▼
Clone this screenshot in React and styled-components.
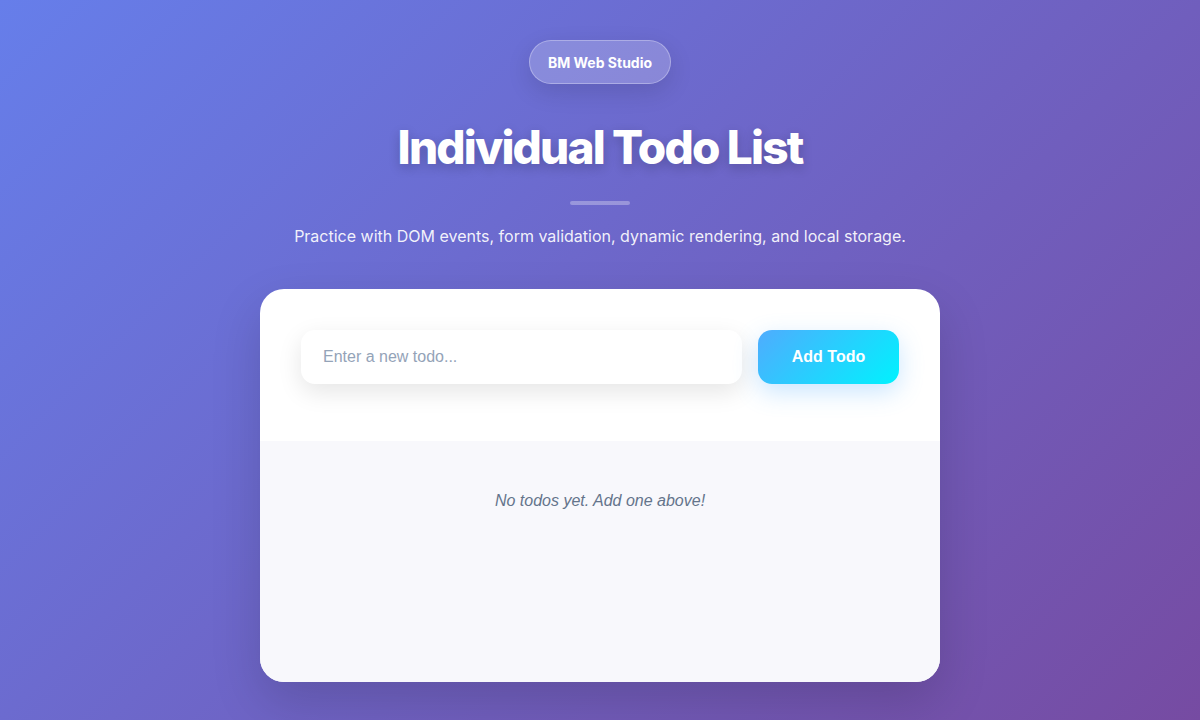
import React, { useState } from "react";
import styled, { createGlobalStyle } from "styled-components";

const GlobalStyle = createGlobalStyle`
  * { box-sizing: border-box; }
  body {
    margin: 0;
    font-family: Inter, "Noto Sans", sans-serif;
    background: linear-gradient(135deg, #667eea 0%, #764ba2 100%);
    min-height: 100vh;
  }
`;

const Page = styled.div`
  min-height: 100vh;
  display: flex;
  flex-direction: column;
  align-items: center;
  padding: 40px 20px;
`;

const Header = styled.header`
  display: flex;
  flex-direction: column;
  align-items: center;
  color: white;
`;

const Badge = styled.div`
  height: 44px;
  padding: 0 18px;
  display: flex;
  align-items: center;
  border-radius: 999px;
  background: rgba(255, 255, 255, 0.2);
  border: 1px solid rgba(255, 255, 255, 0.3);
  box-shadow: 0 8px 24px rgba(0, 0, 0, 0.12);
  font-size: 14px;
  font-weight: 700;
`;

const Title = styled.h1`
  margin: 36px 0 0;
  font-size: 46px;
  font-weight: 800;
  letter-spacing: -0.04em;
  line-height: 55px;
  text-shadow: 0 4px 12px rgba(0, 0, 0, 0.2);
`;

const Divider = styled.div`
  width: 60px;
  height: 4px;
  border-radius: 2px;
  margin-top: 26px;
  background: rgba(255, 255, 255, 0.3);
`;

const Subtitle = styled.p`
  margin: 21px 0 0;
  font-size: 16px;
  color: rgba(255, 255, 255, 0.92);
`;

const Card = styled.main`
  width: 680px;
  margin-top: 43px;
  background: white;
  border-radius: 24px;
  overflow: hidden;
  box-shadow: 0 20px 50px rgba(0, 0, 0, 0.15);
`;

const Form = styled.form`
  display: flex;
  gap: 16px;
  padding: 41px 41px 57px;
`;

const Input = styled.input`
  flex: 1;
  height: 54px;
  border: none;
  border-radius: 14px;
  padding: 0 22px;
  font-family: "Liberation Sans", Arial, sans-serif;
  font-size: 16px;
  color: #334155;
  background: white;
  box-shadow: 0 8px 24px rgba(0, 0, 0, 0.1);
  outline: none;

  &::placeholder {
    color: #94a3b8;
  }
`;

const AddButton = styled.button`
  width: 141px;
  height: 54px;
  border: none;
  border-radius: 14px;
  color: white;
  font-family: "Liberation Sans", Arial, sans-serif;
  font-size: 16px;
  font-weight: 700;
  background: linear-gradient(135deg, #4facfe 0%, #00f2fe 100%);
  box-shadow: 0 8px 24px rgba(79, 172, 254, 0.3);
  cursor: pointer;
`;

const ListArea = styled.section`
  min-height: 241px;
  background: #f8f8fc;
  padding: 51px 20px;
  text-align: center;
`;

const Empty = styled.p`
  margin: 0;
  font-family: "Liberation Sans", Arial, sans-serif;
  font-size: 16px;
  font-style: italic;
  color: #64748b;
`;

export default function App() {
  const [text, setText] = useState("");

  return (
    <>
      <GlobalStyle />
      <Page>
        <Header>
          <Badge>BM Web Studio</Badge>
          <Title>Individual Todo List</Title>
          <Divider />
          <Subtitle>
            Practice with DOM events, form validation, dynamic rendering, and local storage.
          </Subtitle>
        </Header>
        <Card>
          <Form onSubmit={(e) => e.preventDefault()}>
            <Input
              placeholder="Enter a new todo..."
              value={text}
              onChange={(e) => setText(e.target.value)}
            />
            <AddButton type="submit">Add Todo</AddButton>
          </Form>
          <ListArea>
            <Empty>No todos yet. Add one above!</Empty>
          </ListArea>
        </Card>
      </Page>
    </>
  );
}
▲
THE TASK >> Copy the whole listing above word for word but do not carry over the pictures.

TASK OUTPUT >>
Clone this screenshot in React and styled-components.
import React, { useState } from "react";
import styled, { createGlobalStyle } from "styled-components";

const GlobalStyle = createGlobalStyle`
  * { box-sizing: border-box; }
  body {
    margin: 0;
    font-family: Inter, "Noto Sans", sans-serif;
    background: linear-gradient(135deg, #667eea 0%, #764ba2 100%);
    min-height: 100vh;
  }
`;

const Page = styled.div`
  min-height: 100vh;
  display: flex;
  flex-direction: column;
  align-items: center;
  padding: 40px 20px;
`;

const Header = styled.header`
  display: flex;
  flex-direction: column;
  align-items: center;
  color: white;
`;

const Badge = styled.div`
  height: 44px;
  padding: 0 18px;
  display: flex;
  align-items: center;
  border-radius: 999px;
  background: rgba(255, 255, 255, 0.2);
  border: 1px solid rgba(255, 255, 255, 0.3);
  box-shadow: 0 8px 24px rgba(0, 0, 0, 0.12);
  font-size: 14px;
  font-weight: 700;
`;

const Title = styled.h1`
  margin: 36px 0 0;
  font-size: 46px;
  font-weight: 800;
  letter-spacing: -0.04em;
  line-height: 55px;
  text-shadow: 0 4px 12px rgba(0, 0, 0, 0.2);
`;

const Divider = styled.div`
  width: 60px;
  height: 4px;
  border-radius: 2px;
  margin-top: 26px;
  background: rgba(255, 255, 255, 0.3);
`;

const Subtitle = styled.p`
  margin: 21px 0 0;
  font-size: 16px;
  color: rgba(255, 255, 255, 0.92);
`;

const Card = styled.main`
  width: 680px;
  margin-top: 43px;
  background: white;
  border-radius: 24px;
  overflow: hidden;
  box-shadow: 0 20px 50px rgba(0, 0, 0, 0.15);
`;

const Form = styled.form`
  display: flex;
  gap: 16px;
  padding: 41px 41px 57px;
`;

const Input = styled.input`
  flex: 1;
  height: 54px;
  border: none;
  border-radius: 14px;
  padding: 0 22px;
  font-family: "Liberation Sans", Arial, sans-serif;
  font-size: 16px;
  color: #334155;
  background: white;
  box-shadow: 0 8px 24px rgba(0, 0, 0, 0.1);
  outline: none;

  &::placeholder {
    color: #94a3b8;
  }
`;

const AddButton = styled.button`
  width: 141px;
  height: 54px;
  border: none;
  border-radius: 14px;
  color: white;
  font-family: "Liberation Sans", Arial, sans-serif;
  font-size: 16px;
  font-weight: 700;
  background: linear-gradient(135deg, #4facfe 0%, #00f2fe 100%);
  box-shadow: 0 8px 24px rgba(79, 172, 254, 0.3);
  cursor: pointer;
`;

const ListArea = styled.section`
  min-height: 241px;
  background: #f8f8fc;
  padding: 51px 20px;
  text-align: center;
`;

const Empty = styled.p`
  margin: 0;
  font-family: "Liberation Sans", Arial, sans-serif;
  font-size: 16px;
  font-style: italic;
  color: #64748b;
`;

export default function App() {
  const [text, setText] = useState("");

  return (
    <>
      <GlobalStyle />
      <Page>
        <Header>
          <Badge>BM Web Studio</Badge>
          <Title>Individual Todo List</Title>
          <Divider />
          <Subtitle>
            Practice with DOM events, form validation, dynamic rendering, and local storage.
          </Subtitle>
        </Header>
        <Card>
          <Form onSubmit={(e) => e.preventDefault()}>
            <Input
              placeholder="Enter a new todo..."
              value={text}
              onChange={(e) => setText(e.target.value)}
            />
            <AddButton type="submit">Add Todo</AddButton>
          </Form>
          <ListArea>
            <Empty>No todos yet. Add one above!</Empty>
          </ListArea>
        </Card>
      </Page>
    </>
  );
}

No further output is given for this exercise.